**Aim**
Locate and copy each line in the data that contains the word "file".
# # # # # # #
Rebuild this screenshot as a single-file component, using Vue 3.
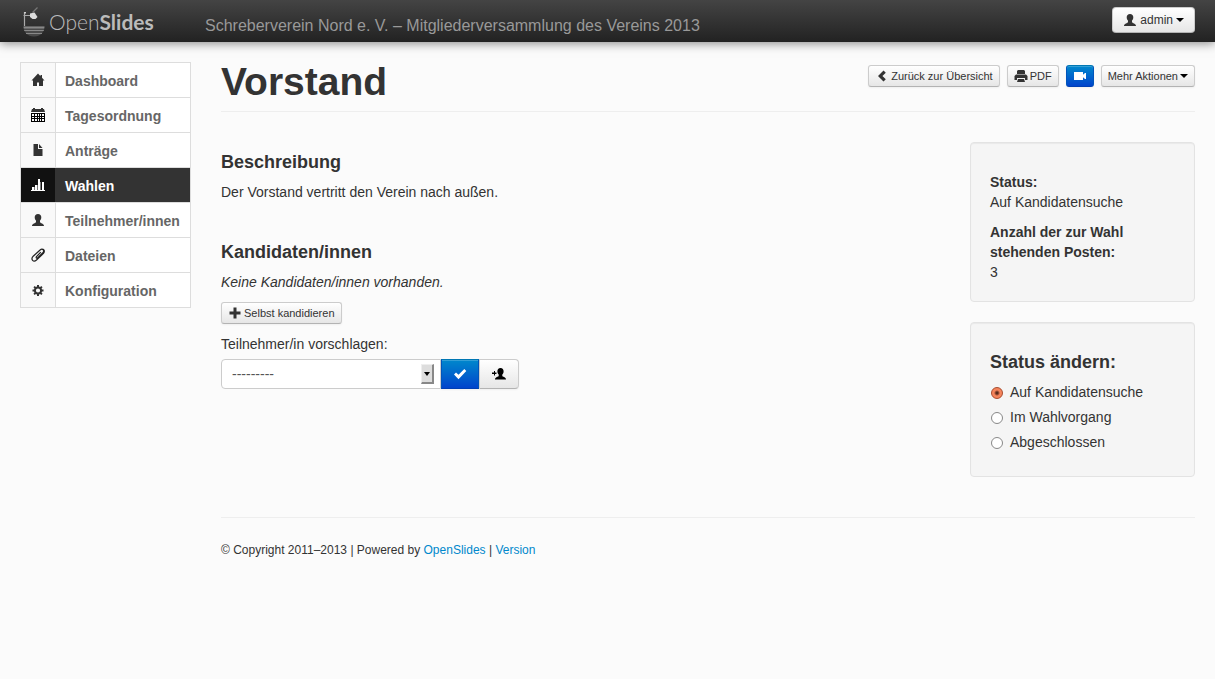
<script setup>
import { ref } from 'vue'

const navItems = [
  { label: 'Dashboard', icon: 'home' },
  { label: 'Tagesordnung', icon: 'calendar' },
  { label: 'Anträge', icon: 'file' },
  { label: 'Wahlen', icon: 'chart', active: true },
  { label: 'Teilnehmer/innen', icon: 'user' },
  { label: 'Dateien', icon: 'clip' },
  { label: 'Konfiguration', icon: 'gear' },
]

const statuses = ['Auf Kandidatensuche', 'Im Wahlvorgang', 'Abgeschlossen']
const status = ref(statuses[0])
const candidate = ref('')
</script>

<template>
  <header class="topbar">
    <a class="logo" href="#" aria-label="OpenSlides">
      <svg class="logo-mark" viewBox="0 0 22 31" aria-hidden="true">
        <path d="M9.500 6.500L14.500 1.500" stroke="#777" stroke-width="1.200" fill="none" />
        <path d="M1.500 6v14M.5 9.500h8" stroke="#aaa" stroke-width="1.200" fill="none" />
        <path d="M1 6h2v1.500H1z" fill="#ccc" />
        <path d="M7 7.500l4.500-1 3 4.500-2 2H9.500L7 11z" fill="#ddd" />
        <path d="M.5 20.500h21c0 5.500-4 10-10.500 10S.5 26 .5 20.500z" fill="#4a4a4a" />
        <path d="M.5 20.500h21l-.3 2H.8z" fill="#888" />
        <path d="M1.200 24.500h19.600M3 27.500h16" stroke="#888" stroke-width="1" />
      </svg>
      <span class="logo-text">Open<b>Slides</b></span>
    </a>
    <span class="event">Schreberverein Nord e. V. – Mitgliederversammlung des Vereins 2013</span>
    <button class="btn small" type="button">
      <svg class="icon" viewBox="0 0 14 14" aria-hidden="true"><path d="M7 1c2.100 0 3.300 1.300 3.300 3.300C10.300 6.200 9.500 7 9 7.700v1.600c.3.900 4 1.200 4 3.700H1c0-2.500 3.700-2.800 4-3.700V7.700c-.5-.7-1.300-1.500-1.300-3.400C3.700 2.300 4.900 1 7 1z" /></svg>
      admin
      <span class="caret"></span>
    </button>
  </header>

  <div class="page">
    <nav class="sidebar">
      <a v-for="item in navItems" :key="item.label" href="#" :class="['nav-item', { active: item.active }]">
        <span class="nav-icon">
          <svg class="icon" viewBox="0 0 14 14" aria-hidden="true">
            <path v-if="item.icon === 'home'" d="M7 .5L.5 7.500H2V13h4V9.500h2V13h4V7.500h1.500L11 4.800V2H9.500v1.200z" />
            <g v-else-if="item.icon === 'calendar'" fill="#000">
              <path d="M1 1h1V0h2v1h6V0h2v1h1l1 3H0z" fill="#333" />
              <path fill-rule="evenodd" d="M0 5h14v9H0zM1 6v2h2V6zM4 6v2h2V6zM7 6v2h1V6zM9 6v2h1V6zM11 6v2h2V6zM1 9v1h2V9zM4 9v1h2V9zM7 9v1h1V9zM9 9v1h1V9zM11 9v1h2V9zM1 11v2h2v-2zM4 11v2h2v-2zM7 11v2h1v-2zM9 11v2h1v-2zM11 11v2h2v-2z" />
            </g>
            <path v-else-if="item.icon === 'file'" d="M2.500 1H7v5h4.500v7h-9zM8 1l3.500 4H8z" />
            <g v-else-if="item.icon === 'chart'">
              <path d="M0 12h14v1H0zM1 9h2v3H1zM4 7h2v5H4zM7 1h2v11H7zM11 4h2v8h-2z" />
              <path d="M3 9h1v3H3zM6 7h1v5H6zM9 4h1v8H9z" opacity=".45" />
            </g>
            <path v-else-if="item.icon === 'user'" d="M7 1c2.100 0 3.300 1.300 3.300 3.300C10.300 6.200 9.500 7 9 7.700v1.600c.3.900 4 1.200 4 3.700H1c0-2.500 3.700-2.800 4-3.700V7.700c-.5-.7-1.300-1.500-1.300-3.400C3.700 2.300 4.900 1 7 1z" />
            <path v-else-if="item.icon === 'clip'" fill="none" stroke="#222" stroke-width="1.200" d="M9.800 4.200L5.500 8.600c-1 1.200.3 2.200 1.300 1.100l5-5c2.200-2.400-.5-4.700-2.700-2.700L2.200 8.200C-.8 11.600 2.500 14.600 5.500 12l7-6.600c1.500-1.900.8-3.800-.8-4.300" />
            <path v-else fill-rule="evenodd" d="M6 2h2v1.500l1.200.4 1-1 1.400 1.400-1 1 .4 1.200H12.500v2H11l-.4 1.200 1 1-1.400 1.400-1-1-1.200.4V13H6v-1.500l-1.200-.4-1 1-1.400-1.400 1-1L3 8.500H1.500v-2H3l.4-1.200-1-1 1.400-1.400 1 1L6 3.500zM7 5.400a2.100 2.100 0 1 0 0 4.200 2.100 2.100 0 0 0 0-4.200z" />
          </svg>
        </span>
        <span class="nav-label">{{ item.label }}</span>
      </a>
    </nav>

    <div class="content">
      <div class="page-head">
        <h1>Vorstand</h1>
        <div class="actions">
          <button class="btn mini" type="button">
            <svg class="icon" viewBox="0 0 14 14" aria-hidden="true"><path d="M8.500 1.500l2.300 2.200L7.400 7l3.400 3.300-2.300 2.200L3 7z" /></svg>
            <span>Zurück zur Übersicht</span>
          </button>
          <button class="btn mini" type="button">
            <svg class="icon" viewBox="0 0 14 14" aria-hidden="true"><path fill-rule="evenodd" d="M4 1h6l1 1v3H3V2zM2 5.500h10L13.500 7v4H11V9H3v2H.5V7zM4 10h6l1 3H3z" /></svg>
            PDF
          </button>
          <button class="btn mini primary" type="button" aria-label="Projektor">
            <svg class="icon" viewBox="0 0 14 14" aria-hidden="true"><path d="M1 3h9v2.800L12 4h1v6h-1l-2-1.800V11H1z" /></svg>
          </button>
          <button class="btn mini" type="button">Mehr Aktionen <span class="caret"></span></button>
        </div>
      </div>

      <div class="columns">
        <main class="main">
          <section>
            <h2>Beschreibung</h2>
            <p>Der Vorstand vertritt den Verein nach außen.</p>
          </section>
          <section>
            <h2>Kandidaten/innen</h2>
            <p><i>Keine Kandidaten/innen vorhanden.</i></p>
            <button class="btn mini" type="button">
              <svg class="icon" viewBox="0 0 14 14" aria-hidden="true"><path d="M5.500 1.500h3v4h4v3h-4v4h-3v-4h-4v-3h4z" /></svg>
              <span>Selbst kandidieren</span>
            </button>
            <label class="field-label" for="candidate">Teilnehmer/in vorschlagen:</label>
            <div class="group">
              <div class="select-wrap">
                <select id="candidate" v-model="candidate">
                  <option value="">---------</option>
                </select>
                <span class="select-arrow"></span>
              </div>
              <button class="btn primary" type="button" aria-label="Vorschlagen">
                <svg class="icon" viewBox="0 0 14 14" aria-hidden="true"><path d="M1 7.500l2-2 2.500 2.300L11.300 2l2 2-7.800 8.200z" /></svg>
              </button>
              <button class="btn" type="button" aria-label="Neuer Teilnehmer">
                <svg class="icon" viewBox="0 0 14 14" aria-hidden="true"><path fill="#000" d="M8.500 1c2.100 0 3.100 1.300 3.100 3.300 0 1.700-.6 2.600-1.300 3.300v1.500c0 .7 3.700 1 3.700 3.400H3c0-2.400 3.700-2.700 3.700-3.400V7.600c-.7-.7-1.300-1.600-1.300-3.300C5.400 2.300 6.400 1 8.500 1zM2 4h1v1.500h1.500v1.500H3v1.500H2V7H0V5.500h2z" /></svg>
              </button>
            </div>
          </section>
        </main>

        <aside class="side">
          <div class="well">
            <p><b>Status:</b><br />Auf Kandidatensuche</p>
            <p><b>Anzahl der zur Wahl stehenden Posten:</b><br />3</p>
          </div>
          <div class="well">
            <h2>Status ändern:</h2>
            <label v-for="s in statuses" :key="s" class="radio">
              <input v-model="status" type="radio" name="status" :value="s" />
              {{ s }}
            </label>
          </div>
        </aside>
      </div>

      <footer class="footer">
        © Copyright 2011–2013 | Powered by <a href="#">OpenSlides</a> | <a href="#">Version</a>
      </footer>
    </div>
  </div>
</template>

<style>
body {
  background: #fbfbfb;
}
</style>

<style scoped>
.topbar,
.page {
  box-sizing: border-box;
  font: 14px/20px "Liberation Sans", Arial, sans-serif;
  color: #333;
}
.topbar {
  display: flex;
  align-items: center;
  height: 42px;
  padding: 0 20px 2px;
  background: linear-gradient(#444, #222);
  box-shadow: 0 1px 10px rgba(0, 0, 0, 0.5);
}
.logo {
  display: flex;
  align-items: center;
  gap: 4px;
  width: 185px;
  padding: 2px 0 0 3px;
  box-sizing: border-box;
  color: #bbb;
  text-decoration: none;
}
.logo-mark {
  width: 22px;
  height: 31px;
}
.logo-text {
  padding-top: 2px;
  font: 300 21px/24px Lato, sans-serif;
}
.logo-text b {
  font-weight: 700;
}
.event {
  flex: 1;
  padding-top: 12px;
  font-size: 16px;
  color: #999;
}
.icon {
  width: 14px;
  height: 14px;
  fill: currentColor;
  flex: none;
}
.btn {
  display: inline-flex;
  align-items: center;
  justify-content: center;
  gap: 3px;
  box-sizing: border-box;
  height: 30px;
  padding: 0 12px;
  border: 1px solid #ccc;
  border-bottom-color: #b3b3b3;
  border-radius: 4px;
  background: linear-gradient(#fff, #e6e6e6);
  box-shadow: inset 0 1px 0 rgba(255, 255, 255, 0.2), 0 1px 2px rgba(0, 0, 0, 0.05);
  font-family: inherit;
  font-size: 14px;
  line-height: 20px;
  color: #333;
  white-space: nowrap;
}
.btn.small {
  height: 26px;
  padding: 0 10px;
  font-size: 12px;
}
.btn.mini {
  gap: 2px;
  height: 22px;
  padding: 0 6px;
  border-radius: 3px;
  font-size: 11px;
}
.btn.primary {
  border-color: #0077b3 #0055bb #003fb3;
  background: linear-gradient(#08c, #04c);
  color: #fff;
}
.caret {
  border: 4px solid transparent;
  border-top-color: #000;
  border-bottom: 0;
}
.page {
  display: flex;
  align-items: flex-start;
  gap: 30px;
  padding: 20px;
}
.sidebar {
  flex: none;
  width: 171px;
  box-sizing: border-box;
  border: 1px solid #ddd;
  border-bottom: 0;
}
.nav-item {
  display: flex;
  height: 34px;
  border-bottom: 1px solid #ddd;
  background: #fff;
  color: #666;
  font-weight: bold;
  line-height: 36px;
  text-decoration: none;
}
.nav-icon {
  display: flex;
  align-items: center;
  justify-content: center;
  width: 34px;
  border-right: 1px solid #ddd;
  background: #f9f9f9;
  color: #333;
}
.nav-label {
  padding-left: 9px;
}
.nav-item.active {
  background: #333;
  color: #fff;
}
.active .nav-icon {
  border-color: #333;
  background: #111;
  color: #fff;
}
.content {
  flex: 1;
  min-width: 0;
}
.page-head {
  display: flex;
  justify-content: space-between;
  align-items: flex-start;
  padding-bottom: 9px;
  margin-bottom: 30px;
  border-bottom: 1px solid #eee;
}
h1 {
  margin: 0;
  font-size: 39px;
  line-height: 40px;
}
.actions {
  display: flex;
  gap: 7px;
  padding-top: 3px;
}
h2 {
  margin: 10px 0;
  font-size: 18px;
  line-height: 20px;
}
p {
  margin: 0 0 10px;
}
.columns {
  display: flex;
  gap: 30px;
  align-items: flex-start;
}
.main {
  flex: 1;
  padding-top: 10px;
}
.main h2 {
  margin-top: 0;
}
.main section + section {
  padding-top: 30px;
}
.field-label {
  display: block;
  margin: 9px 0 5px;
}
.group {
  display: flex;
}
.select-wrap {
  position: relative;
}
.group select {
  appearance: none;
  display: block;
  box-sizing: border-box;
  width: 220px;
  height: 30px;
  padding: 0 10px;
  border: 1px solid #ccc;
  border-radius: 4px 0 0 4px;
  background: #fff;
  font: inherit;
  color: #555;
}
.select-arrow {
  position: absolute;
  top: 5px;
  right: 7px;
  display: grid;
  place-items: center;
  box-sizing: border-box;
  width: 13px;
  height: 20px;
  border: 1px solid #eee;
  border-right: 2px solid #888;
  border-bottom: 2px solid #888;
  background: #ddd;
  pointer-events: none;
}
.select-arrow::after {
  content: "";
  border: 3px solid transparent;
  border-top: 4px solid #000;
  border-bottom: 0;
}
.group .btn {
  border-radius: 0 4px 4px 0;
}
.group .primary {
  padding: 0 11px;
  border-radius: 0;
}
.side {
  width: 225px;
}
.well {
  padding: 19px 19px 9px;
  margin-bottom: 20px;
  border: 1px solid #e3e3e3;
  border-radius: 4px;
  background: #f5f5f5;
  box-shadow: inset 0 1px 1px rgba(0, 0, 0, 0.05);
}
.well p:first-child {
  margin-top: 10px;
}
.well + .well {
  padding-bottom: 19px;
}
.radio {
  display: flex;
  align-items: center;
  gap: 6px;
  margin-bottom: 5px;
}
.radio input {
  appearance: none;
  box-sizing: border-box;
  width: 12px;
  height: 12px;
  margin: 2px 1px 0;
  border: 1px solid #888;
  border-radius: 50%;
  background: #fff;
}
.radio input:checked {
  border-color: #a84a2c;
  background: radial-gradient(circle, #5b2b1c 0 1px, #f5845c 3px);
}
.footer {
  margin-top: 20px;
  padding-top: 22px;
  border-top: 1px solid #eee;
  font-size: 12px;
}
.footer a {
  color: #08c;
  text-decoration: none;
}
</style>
# # # # # # #
**Completed task**
Rebuild this screenshot as a single-file component, using Vue 3.
  { label: 'Anträge', icon: 'file' },
            <path v-else-if="item.icon === 'file'" d="M2.500 1H7v5h4.500v7h-9zM8 1l3.500 4H8z" />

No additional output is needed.